The SIU investigates when police are involved with a death, serious injury or allegations of sexual assault.
Mike McCormack says that although Wynne did not specifically mention the Toronto Police in her comments, he said people can draw the conclusion that she may have been talking about the police due to the fact that her comments were given at a Black Lives Matter protest which was sparked by their concerns around the Toronto police.
"When she was asked after, why did she go and talk to Black Lives Matter ... her comment was around the fact that police violence and racism is a very important issue," said the Toronto Police Association president.
"So how can somebody not draw the nexus and not draw that conclusion?" asked McCormack.

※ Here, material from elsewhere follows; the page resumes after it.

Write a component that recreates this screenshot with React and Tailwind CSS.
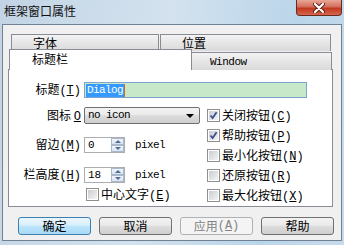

He said his association has never claimed that all police officers are "angelic" or that none of them are racist.
"But I do take exception to the notion that we are systemically racist," he said.
Comments 'misinterpreted,' says Wynne
Wynne said McCormack "misinterpreted" what she said.
"I hope that he looks back at what I said and my hope would be that he would, like I do, recognize that there are challenges across society," Wynne said Wednesday morning. "I'm not saying anything about the particular police service in Toronto or anywhere else. I am saying that across society we have to recognize that there are challenges that we have in terms of racism."
Wynne said there is a need to recognize racism in society in the same way the province has recognized the reality of homophobia and sexual assault, and pointed to the creation of the province's sex assault action plan as an example of this recognition.
The Black Lives Matter protesters have been camped outside of police headquarters for nearly two weeks and also recently moved to Queen's Park.
The protest started after the SIU cleared several police officers of any wrongdoing in the death of Andrew Loku, a black man shot and killed last summer after he refused an order from officers to drop a hammer.